Think of your LMS as a window to a shop that contains all the content that a learner could need to do their job better. Picking out the items that will bring your employees in through the door is a very important part of the process.
Your elearning courses are a part of that content, but they’re not necessarily the main part. Study the front pages of popular websites and you’ll find prominent search boxes, the latest highlights and personalised content.
Introduce these elements to your LMS to make sure your learners see what they expect from a useful online platform.
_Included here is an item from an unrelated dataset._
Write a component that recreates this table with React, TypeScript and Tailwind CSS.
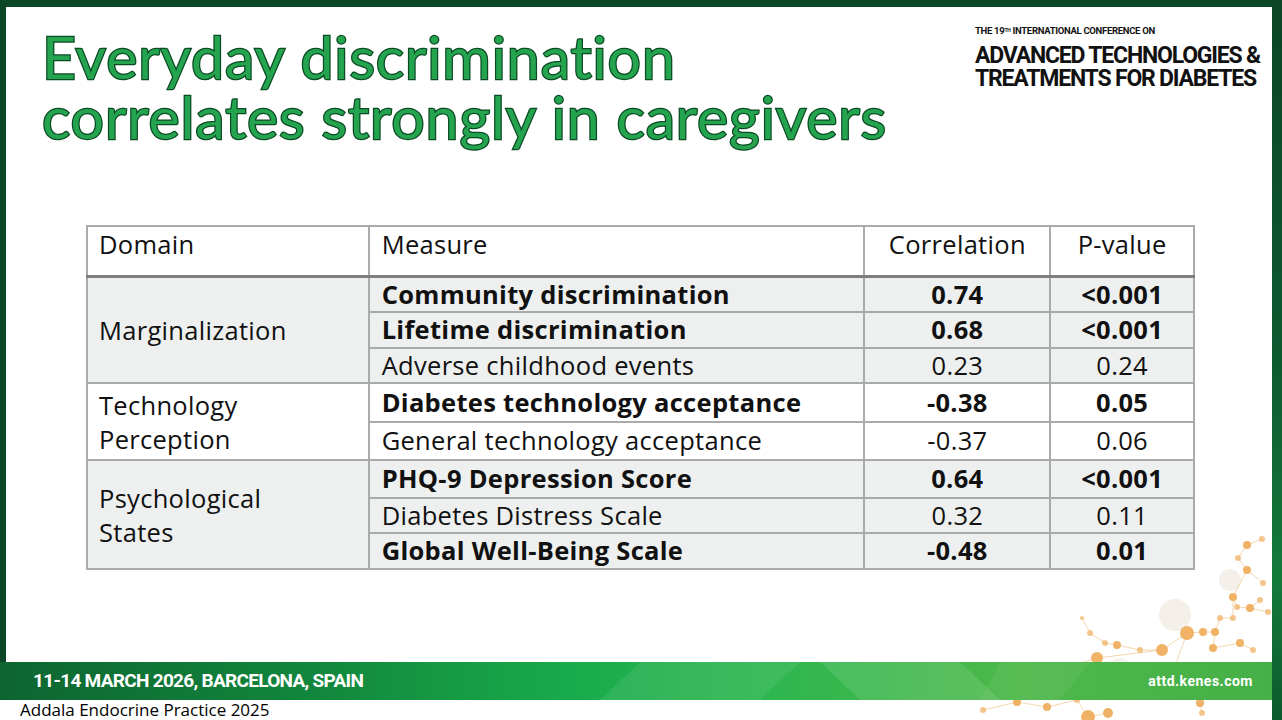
import React from "react";

type Row = { measure: string; corr: string; p: string; bold: boolean; h: string };
type Group = { domain: string[]; bg: string; rows: Row[] };

const groups: Group[] = [
  {
    domain: ["Marginalization"],
    bg: "bg-[#eef0ef]",
    rows: [
      { measure: "Community discrimination", corr: "0.74", p: "<0.001", bold: true, h: "h-[36px]" },
      { measure: "Lifetime discrimination", corr: "0.68", p: "<0.001", bold: true, h: "h-[36px]" },
      { measure: "Adverse childhood events", corr: "0.23", p: "0.24", bold: false, h: "h-[35px]" },
    ],
  },
  {
    domain: ["Technology", "Perception"],
    bg: "bg-white",
    rows: [
      { measure: "Diabetes technology acceptance", corr: "-0.38", p: "0.05", bold: true, h: "h-[39px]" },
      { measure: "General technology acceptance", corr: "-0.37", p: "0.06", bold: false, h: "h-[38px]" },
    ],
  },
  {
    domain: ["Psychological", "States"],
    bg: "bg-[#eef0ef]",
    rows: [
      { measure: "PHQ-9 Depression Score", corr: "0.64", p: "<0.001", bold: true, h: "h-[38px]" },
      { measure: "Diabetes Distress Scale", corr: "0.32", p: "0.11", bold: false, h: "h-[35px]" },
      { measure: "Global Well-Being Scale", corr: "-0.48", p: "0.01", bold: true, h: "h-[36px]" },
    ],
  },
];

// node coordinates inside the 312x200 decoration box (page x 960, y 520)
const nodes: [number, number, number][] = [
  [302, 19, 3], [287, 25, 4], [278, 38, 3], [287, 50, 4], [303, 63, 3], [273, 77, 4],
  [300, 80, 3], [277, 87, 3], [290, 88, 4], [308, 92, 3], [227, 113, 7], [243, 112, 4],
  [255, 112, 4], [253, 128, 4], [202, 130, 6], [180, 130, 3], [157, 125, 4], [145, 123, 3],
  [130, 113, 3], [122, 98, 2], [137, 138, 6], [280, 123, 4], [293, 130, 3], [260, 98, 3],
  [273, 98, 3], [57, 182, 4], [23, 190, 3], [87, 187, 4], [128, 197, 7], [148, 193, 5],
  [240, 183, 4], [242, 193, 3], [117, 180, 3], [96, 150, 2], [70, 158, 2], [210, 160, 3],
];

const links: [number, number][] = [
  [0, 1], [1, 2], [2, 3], [3, 4], [3, 5], [5, 7], [7, 8], [8, 9], [6, 8], [5, 24], [24, 23],
  [23, 12], [12, 11], [11, 10], [10, 14], [14, 15], [15, 16], [16, 17], [17, 18], [18, 19],
  [14, 20], [12, 13], [13, 21], [21, 22], [25, 26], [25, 27], [27, 32], [28, 29], [28, 32],
  [30, 31], [20, 33], [33, 34], [10, 35],
];

function Molecules() {
  return (
    <svg
      className="absolute left-[960px] top-[520px] pointer-events-none"
      width="312"
      height="200"
      viewBox="0 0 312 200"
    >
      <circle cx="215" cy="95" r="16" fill="#f4efe8" />
      <circle cx="270" cy="60" r="11" fill="#f4efe8" />
      <circle cx="160" cy="150" r="12" fill="#f5f1ec" />
      {links.map(([a, b], i) => (
        <line
          key={i}
          x1={nodes[a][0]}
          y1={nodes[a][1]}
          x2={nodes[b][0]}
          y2={nodes[b][1]}
          stroke="#f1cc9c"
          strokeWidth="0.8"
        />
      ))}
      {nodes.map(([x, y, r], i) => (
        <circle key={i} cx={x} cy={y} r={r} fill="#efae5e" opacity={r > 3 ? 0.95 : 0.7} />
      ))}
    </svg>
  );
}

function Title() {
  return (
    <h1 className="font-['Lato',sans-serif] font-normal text-[59px] leading-[60px] text-[#25a44f] [-webkit-text-stroke:2.5px_#0b4a24] [paint-order:stroke_fill] tracking-[0.9px]">
      Everyday discrimination
      <br />
      correlates strongly in caregivers
    </h1>
  );
}

function Logo() {
  return (
    <div className="w-[290px] font-['Roboto',sans-serif] text-[#111] leading-none pt-[19px]">
      <div className="text-[9.5px] font-bold tracking-[-0.3px]">
        THE 19<sup className="text-[5px]">TH</sup> INTERNATIONAL CONFERENCE ON
      </div>
      <div className="mt-[8px] text-[23px] font-bold tracking-[-1.2px] leading-[23px]">
        ADVANCED TECHNOLOGIES &amp;
        <br />
        TREATMENTS FOR DIABETES
      </div>
    </div>
  );
}

function DataTable() {
  const cell = "border-2 border-[#a9abaa]";
  const head = `${cell} border-b-[3px] border-b-[#7d7f7e] font-normal align-top pt-[3px] leading-[28px]`;
  return (
    <table className="border-collapse font-['Open_Sans',sans-serif] text-[25.5px] text-[#111] w-[1109px] tracking-[0.3px]">
      <colgroup>
        <col className="w-[282px]" />
        <col className="w-[497px]" />
        <col className="w-[186px]" />
        <col className="w-[144px]" />
      </colgroup>
      <thead>
        <tr className="h-[50px] bg-white">
          <th className={`${head} text-left pl-[11px]`}>Domain</th>
          <th className={`${head} text-left pl-[12px]`}>Measure</th>
          <th className={`${head} text-center`}>Correlation</th>
          <th className={`${head} text-center`}>P-value</th>
        </tr>
      </thead>
      <tbody>
        {groups.map((g) =>
          g.rows.map((r, i) => (
            <tr key={r.measure} className={`${g.bg} ${r.h}`}>
              {i === 0 && (
                <td rowSpan={g.rows.length} className={`${cell} pl-[11px] leading-[34px] align-middle`}>
                  {g.domain.map((d) => (
                    <div key={d}>{d}</div>
                  ))}
                </td>
              )}
              <td className={`${cell} pl-[12px] leading-none ${r.bold ? "font-bold" : ""}`}>{r.measure}</td>
              <td className={`${cell} text-center leading-none ${r.bold ? "font-bold" : ""}`}>{r.corr}</td>
              <td className={`${cell} text-center leading-none ${r.bold ? "font-bold" : ""}`}>{r.p}</td>
            </tr>
          ))
        )}
      </tbody>
    </table>
  );
}

function FooterBar() {
  return (
    <div className="relative z-10 h-[38px] bg-[linear-gradient(90deg,#0d6530_0%,#12873d_25%,#19ab4b_45%,#2db64f_60%,#4db84a_80%,#46b048_100%)] flex items-center justify-between pl-[33px] pr-[19px] overflow-hidden">
      <svg className="absolute inset-0" width="1272" height="38" viewBox="0 0 1272 38" preserveAspectRatio="none">
        <polygon points="640,0 800,0 760,38 600,38" fill="#ffffff" opacity="0.08" />
        <polygon points="820,0 960,0 1000,38 860,38" fill="#ffffff" opacity="0.1" />
        <polygon points="1000,0 1090,0 1060,38 980,38" fill="#ffffff" opacity="0.06" />
      </svg>
      <span className="relative font-['Roboto',sans-serif] font-bold text-white text-[19px] tracking-[-0.7px]">
        11-14 MARCH 2026, BARCELONA, SPAIN
      </span>
      <span className="relative font-['Roboto',sans-serif] font-bold text-white text-[14px] tracking-[0.5px]">
        attd.kenes.com
      </span>
    </div>
  );
}

export default function App() {
  return (
    <div className="relative w-[1282px] h-[720px] overflow-hidden bg-white flex flex-col">
      <div className="h-[7px] bg-[#0b4626] shrink-0" />
      <div className="flex flex-1">
        <div className="flex flex-col w-[1272px]">
          <div className="relative z-10 flex h-[655px]">
            <div className="w-[6px] bg-[#0b4626]" />
            <main className="flex-1 flex flex-col pl-[80px]">
              <div className="flex justify-between pr-[7px]">
                <div className="-ml-[44px] pt-[20px]">
                  <Title />
                </div>
                <Logo />
              </div>
              <div className="mt-[78px]">
                <DataTable />
              </div>
            </main>
          </div>
          <FooterBar />
          <div className="h-[20px] pl-[20px] font-['Open_Sans',sans-serif] text-[17px] leading-[20px] text-black">
            Addala Endocrine Practice 2025
          </div>
        </div>
        <div className="w-[10px] bg-[linear-gradient(180deg,#0b4626_0%,#0e5a2f_50%,#137a3a_80%,#0c5a2c_100%)]" />
      </div>
      <Molecules />
    </div>
  );
}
No one wants to have to learn how a system works to get the most out of it, so make it easier for everyone by making it work in a familiar way.
Host more than digital learning
A modern LMS should be a hub for your learners - the first places they look for information on improving their skills and knowledge.
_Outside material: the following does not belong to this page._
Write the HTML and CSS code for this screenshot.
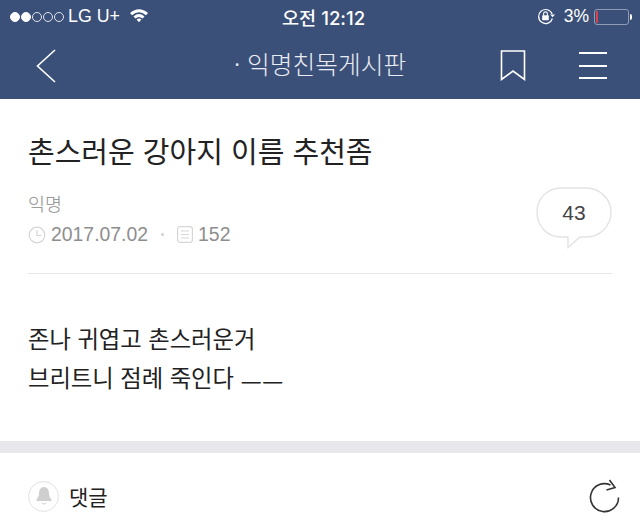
FILE: index.html
```html
<!DOCTYPE html>
<html lang="ko">
<head>
    <meta charset="UTF-8">
    <meta name="viewport" content="width=device-width, initial-scale=1.0">
    <title>익명친목게시판</title>
    <link rel="stylesheet" href="styles.css">
</head>
<body>
    <header class="top">
        <div class="status">
            <div class="status-left">
                <span class="dot on"></span><span class="dot on"></span><span class="dot"></span><span class="dot"></span><span class="dot"></span>
                <span class="carrier">LG U+</span>
                <svg class="wifi" width="20" height="15" viewBox="0 0 20 15">
                    <path d="M1 5 Q10 -2.5 19 5 L17 7.2 Q10 1.5 3 7.2 Z" fill="#fff"/>
                    <path d="M4.5 8.4 Q10 3.8 15.5 8.4 L13.6 10.4 Q10 7.4 6.4 10.4 Z" fill="#fff"/>
                    <path d="M7.6 11.5 Q10 9.6 12.4 11.5 L10 14.2 Z" fill="#fff"/>
                </svg>
            </div>
            <div class="clock">오전 12:12</div>
            <div class="status-right">
                <svg class="lock" width="19" height="17" viewBox="0 0 19 17">
                    <path d="M15.4 10.5 A7 7 0 1 1 15.2 6" fill="none" stroke="#fff" stroke-width="1.2"/>
                    <path d="M13.2 6.4 L18 6.4 L15.6 9.2 Z" fill="#fff"/>
                    <rect x="5.2" y="7.2" width="6.6" height="5" rx="0.6" fill="#fff"/>
                    <path d="M6.6 7.4 V5.8 A1.9 1.9 0 0 1 10.4 5.8 V7.4" fill="none" stroke="#fff" stroke-width="1.1"/>
                </svg>
                <span class="battery-text">3%</span>
                <div class="battery"><div class="battery-level"></div></div>
                <div class="battery-tip"></div>
            </div>
        </div>
        <nav class="nav">
            <svg class="back" width="22" height="36" viewBox="0 0 22 36">
                <path d="M20 2 L2.5 18 L20 34" fill="none" stroke="#fff" stroke-width="1.6"/>
            </svg>
            <div class="nav-title">· 익명친목게시판</div>
            <svg class="bookmark" width="26" height="31" viewBox="0 0 26 31">
                <path d="M1.5 1 H24.5 V29.5 L13 21 L1.5 29.5 Z" fill="none" stroke="#fff" stroke-width="1.6"/>
            </svg>
            <div class="menu"><span></span><span></span><span></span></div>
        </nav>
    </header>

    <main>
        <section class="post">
            <h1 class="post-title">촌스러운 강아지 이름 추천좀</h1>
            <div class="post-meta">
                <div class="meta-left">
                    <div class="author">익명</div>
                    <div class="meta-row">
                        <svg width="18" height="18" viewBox="0 0 18 18">
                            <circle cx="9" cy="9" r="7.8" fill="none" stroke="#d6d6d6" stroke-width="1.2"/>
                            <path d="M9 4 V9.5 H13.5" fill="none" stroke="#d6d6d6" stroke-width="1.2"/>
                        </svg>
                        <span class="date">2017.07.02</span>
                        <span class="sep"></span>
                        <svg width="16" height="17" viewBox="0 0 16 17">
                            <rect x="0.6" y="0.6" width="14.8" height="15.8" rx="2.5" fill="none" stroke="#d6d6d6" stroke-width="1.2"/>
                            <path d="M4 5 H12 M4 8.5 H12 M4 12 H12" stroke="#d6d6d6" stroke-width="1.2"/>
                        </svg>
                        <span class="views">152</span>
                    </div>
                </div>
                <div class="bubble">
                    <svg class="bubble-shape" width="76" height="64" viewBox="0 0 76 64">
                        <path d="M25 1 H50 C64 1 75 12 75 25 C75 39 64 50 50 50 H44 L32 60.5 V50 H25 C11 50 1 39 1 25 C1 12 11 1 25 1 Z" fill="#fff" stroke="#e3e3e3" stroke-width="1.4"/>
                    </svg>
                    <span class="bubble-count">43</span>
                </div>
            </div>
        </section>
        <div class="post-body">
            <p>존나 귀엽고 촌스러운거</p>
            <p>브리트니 점례 죽인다 <span class="dash">ㅡㅡ</span></p>
        </div>
        <div class="divider"></div>
        <section class="comments">
            <div class="comments-left">
                <div class="bell">
                    <svg width="18" height="20" viewBox="0 0 18 20">
                        <path d="M9 1 C12.6 1 13.8 4 14 7.5 C14.2 10.5 15 12 16.5 13.5 V15 H1.5 V13.5 C3 12 3.8 10.5 4 7.5 C4.2 4 5.4 1 9 1 Z" fill="#cfcfcf"/>
                        <path d="M6.8 17 Q9 19.4 11.2 17" fill="none" stroke="#cfcfcf" stroke-width="1"/>
                    </svg>
                </div>
                <span class="comments-label">댓글</span>
            </div>
            <svg class="refresh" width="32" height="34" viewBox="0 0 32 34">
                <path d="M29.5 18.5 A14 14 0 1 1 21.5 6" fill="none" stroke="#333" stroke-width="1.6"/>
                <path d="M20.5 1 L26 8.5 L17.5 11" fill="none" stroke="#333" stroke-width="1.6"/>
            </svg>
        </section>
    </main>
</body>
</html>
```

FILE: styles.css
```css
* {
    box-sizing: border-box;
}

html, body {
    height: 100%;
}

body {
    margin: 0;
    padding: 0;
    background-color: #fff;
    font-family: "Liberation Sans", "Noto Sans CJK KR", sans-serif;
    overflow: hidden;
}

.top {
    background-color: #3b5078;
    color: #fff;
    height: 99px;
}

.status {
    display: flex;
    align-items: center;
    justify-content: space-between;
    height: 32px;
    padding: 1px 0 0 10px;
    position: relative;
}

.status-left, .status-right {
    display: flex;
    align-items: center;
}

.dot {
    width: 10px;
    height: 10px;
    margin-right: 1px;
    border-radius: 50%;
    border: 1px solid #dfe3ec;
}

.dot.on {
    background-color: #fff;
    border-color: #fff;
}

.carrier {
    margin-left: 3px;
    font-size: 17.8px;
}

.wifi {
    margin-left: 9px;
    margin-top: -3px;
}

.clock {
    position: absolute;
    left: 282px;
    font-size: 18.6px;
    font-family: Inter, "Noto Sans CJK KR", sans-serif;
    font-weight: 500;
}

.status-right {
    margin-right: 8px;
}

.battery-text {
    margin-left: 8px;
    font-size: 17.5px;
}

.battery {
    width: 35px;
    height: 16px;
    margin-left: 5px;
    border: 1px solid #8f9bb3;
    border-radius: 3px;
    padding: 1px;
}

.battery-level {
    width: 2px;
    height: 100%;
    background-color: #d8434f;
}

.battery-tip {
    width: 2px;
    height: 6px;
    margin-left: 1px;
    background-color: #fff;
    border-radius: 0 2px 2px 0;
}

.nav {
    display: flex;
    align-items: center;
    height: 67px;
    padding-left: 35px;
    position: relative;
}

.nav-title {
    position: absolute;
    left: 234px;
    top: 13px;
    font-size: 24.7px;
    line-height: 36px;
    color: #e9ecf2;
    font-family: "Noto Sans CJK KR", sans-serif;
    font-weight: 300;
}

.bookmark {
    margin-left: auto;
}

.menu {
    display: flex;
    flex-direction: column;
    justify-content: space-between;
    width: 28px;
    height: 27px;
    margin-left: 53px;
    margin-right: 33px;
}

.menu span {
    height: 2px;
    background-color: #fff;
}

.post {
    margin: 0 28px;
    padding-top: 30px;
    height: 175px;
    border-bottom: 1px solid #e6e6e6;
}

.post-title {
    margin: 0;
    font-size: 29px;
    line-height: 42px;
    font-weight: 400;
    color: #222;
    font-family: "Noto Sans CJK KR", sans-serif;
}

.post-meta {
    display: flex;
    justify-content: space-between;
    margin-top: 16px;
}

.author {
    margin-top: 4px;
    font-size: 18.5px;
    line-height: 24px;
    color: #8c8c8c;
    font-family: "Noto Sans CJK KR", sans-serif;
    font-weight: 300;
}

.meta-row {
    display: flex;
    align-items: center;
    gap: 5px;
    margin-top: 8px;
    font-size: 19.4px;
    color: #8e8e8e;
}

.sep {
    width: 3px;
    height: 3px;
    margin: 0 8px 0 8px;
    border-radius: 50%;
    background-color: #d0d0d0;
}

.bubble {
    position: relative;
    width: 76px;
    height: 64px;
    margin-left: auto;
}

.bubble-count {
    position: absolute;
    top: 14px;
    left: 0;
    width: 100%;
    text-align: center;
    font-size: 21px;
    color: #444;
}

.post-body {
    height: 167px;
    padding: 45px 28px 0;
    font-size: 23.3px;
    line-height: 39px;
    color: #222;
    font-family: "Noto Sans CJK KR", sans-serif;
}

.post-body p {
    margin: 0;
}

.dash {
    vertical-align: -5px;
    line-height: 1;
}

.divider {
    height: 12px;
    background-color: #e8e8ec;
}

.comments {
    display: flex;
    align-items: center;
    justify-content: space-between;
    padding: 26px 19px 0 28px;
}

.comments-left {
    display: flex;
    align-items: center;
    gap: 10px;
}

.bell {
    display: flex;
    align-items: center;
    justify-content: center;
    width: 31px;
    height: 31px;
    border: 1px solid #e2e2e2;
    border-radius: 50%;
}

.comments-label {
    font-size: 21px;
    color: #222;
    font-family: "Noto Sans CJK KR", sans-serif;
}
```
There’s one thing all huge websites have in common – they don’t leave the most important curation choices down to a machine.
Even with the advances in artificial intelligence and algorithm-based tools like chatbots, there’s a need for manual updates by a skilled person.
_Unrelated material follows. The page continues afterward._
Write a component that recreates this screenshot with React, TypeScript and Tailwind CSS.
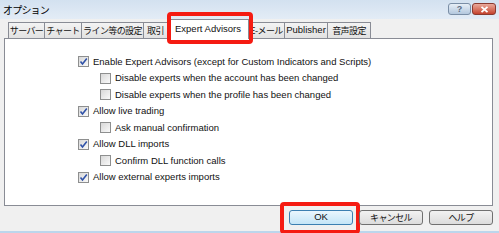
import React from "react";

const FONT = { fontFamily: '"Liberation Sans", "Noto Sans CJK JP", sans-serif' };
const JP = { fontFamily: '"Noto Sans CJK JP", sans-serif' };

const TABS: { label: string; w: number; jp: boolean }[] = [
  { label: "サーバー", w: 37, jp: true },
  { label: "チャート", w: 38, jp: true },
  { label: "ライン等の設定", w: 63, jp: true },
  { label: "取引", w: 25, jp: true },
  { label: "Expert Advisors", w: 82, jp: false },
  { label: "E-メール", w: 37, jp: true },
  { label: "Publisher", w: 44, jp: false },
  { label: "音声設定", w: 44, jp: true },
];

const OPTIONS: { label: string; checked: boolean; indent: boolean }[] = [
  { label: "Enable Expert Advisors (except for Custom Indicators and Scripts)", checked: true, indent: false },
  { label: "Disable experts when the account has been changed", checked: false, indent: true },
  { label: "Disable experts when the profile has been changed", checked: false, indent: true },
  { label: "Allow live trading", checked: true, indent: false },
  { label: "Ask manual confirmation", checked: false, indent: true },
  { label: "Allow DLL imports", checked: true, indent: false },
  { label: "Confirm DLL function calls", checked: false, indent: true },
  { label: "Allow external experts imports", checked: true, indent: false },
];

function CheckBox({ checked }: { checked: boolean }) {
  return (
    <span className="w-[11px] h-[11px] border border-[#8e8f8f] bg-gradient-to-br from-[#d8d8d8] to-[#fafafa] flex items-center justify-center shrink-0">
      {checked && (
        <svg width="9" height="9" viewBox="0 0 9 9">
          <path d="M1.5 4.5 L3.5 7 L7.8 1.5" fill="none" stroke="#3052a8" strokeWidth="1.6" />
        </svg>
      )}
    </span>
  );
}

function Tab({ label, w, jp, active }: { label: string; w: number; jp: boolean; active: boolean }) {
  if (active) {
    return (
      <div
        className="relative h-[20px] bg-white border border-b-0 border-[#898c95] -ml-px -mb-px flex items-center justify-center text-[9.5px] text-[#111] z-10 shrink-0 whitespace-nowrap"
        style={{ width: w }}
      >
        {label}
        <div className="absolute -left-px -right-[5px] -top-[8px] -bottom-[5px] border-[4px] border-[#f51b12] rounded-[4px]" />
      </div>
    );
  }
  return (
    <div
      className={`h-[16px] bg-gradient-to-b from-[#f3f3f3] to-[#e2e2e2] border border-b-0 border-[#898c95] -ml-px flex items-center justify-center text-[#111] shrink-0 whitespace-nowrap overflow-hidden ${
        jp ? "text-[9px] tracking-[-0.6px]" : "text-[9.5px]"
      }`}
      style={{ width: w, ...(jp ? JP : {}) }}
    >
      {label}
    </div>
  );
}

function Button({ label, jp, highlight }: { label: string; jp?: boolean; highlight?: boolean }) {
  return (
    <div className="relative">
      <div
        className={`w-[64px] h-[15px] rounded-[3px] border flex items-center justify-center text-[#111] bg-gradient-to-b ${
          jp ? "text-[9px] tracking-[-0.6px]" : "text-[9.5px]"
        } ${highlight ? "border-[#3c7fb1] from-[#eaf6fd] to-[#c4e5f7]" : "border-[#707070] from-[#f2f2f2] to-[#dcdcdc]"}`}
        style={jp ? JP : undefined}
      >
        {label}
      </div>
      {highlight && <div className="absolute -left-[9px] -right-[7px] -top-[8px] -bottom-[9px] border-[4px] border-[#f51b12] rounded-[4px]" />}
    </div>
  );
}

export default function App() {
  return (
    <div className="w-[499px] h-[233px] bg-[#f0f0f0] flex flex-col overflow-hidden" style={FONT}>
      <div className="h-[19px] bg-gradient-to-b from-[#d3e1f0] to-[#e3ecf6] flex items-start justify-between pl-[3px] pr-[3px] pt-[3px] shrink-0">
        <span className="text-[10px] tracking-[-0.8px] text-black leading-[13px]" style={JP}>
          オプション
        </span>
        <div className="flex gap-[1px]">
          <div className="w-[23px] h-[12px] rounded-[3px] border border-[#7a8ea6] bg-gradient-to-b from-[#e6eef6] to-[#b4c8de] flex items-center justify-center text-[9px] font-bold text-[#5a6a80] leading-none">
            ?
          </div>
          <div className="w-[24px] h-[12px] rounded-[3px] border border-[#8a3a30] bg-gradient-to-b from-[#e9a99b] to-[#c4412d] flex items-center justify-center">
            <svg width="9" height="7" viewBox="0 0 9 7">
              <path d="M1.5 0.8 L7.5 6.2 M7.5 0.8 L1.5 6.2" stroke="#ffffff" strokeWidth="1.8" />
            </svg>
          </div>
        </div>
      </div>
      <div className="flex items-end pl-[9px] h-[19px] shrink-0">
        {TABS.map((t) => (
          <Tab key={t.label} label={t.label} w={t.w} jp={t.jp} active={t.label === "Expert Advisors"} />
        ))}
      </div>
      <div className="ml-[4px] w-[489px] h-[168px] bg-white border border-[#898c95] pt-[17px] pl-[73px] flex flex-col gap-[5.5px] shrink-0">
        {OPTIONS.map((o) => (
          <div key={o.label} className={`flex items-center gap-[4px] h-[11px] text-[9.5px] text-[#111] whitespace-nowrap ${o.indent ? "pl-[22px]" : ""}`}>
            <CheckBox checked={o.checked} />
            <span className="leading-none">{o.label}</span>
          </div>
        ))}
      </div>
      <div className="flex justify-end gap-[6px] pr-[6px] pt-[4px]">
        <Button label="OK" highlight />
        <Button label="キャンセル" jp />
        <Button label="ヘルプ" jp />
      </div>
      <div className="mt-auto h-[2px] bg-[#bcd6ec]" />
    </div>
  );
}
Take a cue from Facebook’s trending news team. They work to make sure the most relevant stories are pushed to the most visible part of the site.
Make sure there’s fresh content for your learners to see when they log in to the LMS. Think about how a marketing approach could help, getting eyeballs onto the page is one of the biggest tasks you have.
Research from Towards Maturity shows that employees use sites like YouTube to find training materials.
Why not integrate YouTube links into the LMS?
Ask for suggestions or submissions from other learners who have taken the training or have relevant experience. They could even create their own video content and upload it to your LMS.
Your LMS is competing with all these sites and more to get your learners’ attention. The more useful you can make it, the more likely they are to return to it again and again when they want to develop their skills.
We know that learners value advice and help from colleagues above any other form of on the job training. You can help to make that happen by integrating social elements into your LMS.
One of the popular ways to encourage learning from colleagues is based on the theory of communities of practice. Etienne Wenger describes communities of practice as “groups of people who share a concern or a passion for something they do and learn how to do it better as they interact regularly.”
And the perfect place for a community to grow is within your LMS. One of the easiest ways to get learners talking about your courses is to integrate existing platforms that they’re using.
Your LMS can be the place this community is based. Create a forum within the LMS itself or integrate an existing communication platform like Slack or Yammer and you have a ready-made community.
Pull in the latest posts from the forum or relevant chat groups to the front page of your LMS to bring attention to how people are using these services.
Karen O’Leonard spells it out in The changing social learning landscape – Why you need a social LMS by Bersin:
“By implementing a social LMS, social learning can be carried out right alongside core learning strategies.”
Your LMS should be the delivery tool for all your digital training. Spend time making sure there’s a clear route to the learning content that employees need.
A great LMS requires time and effort to get right. Every day more content appears that is useful to your learners, so make sure you’re providing them access to the best content you can.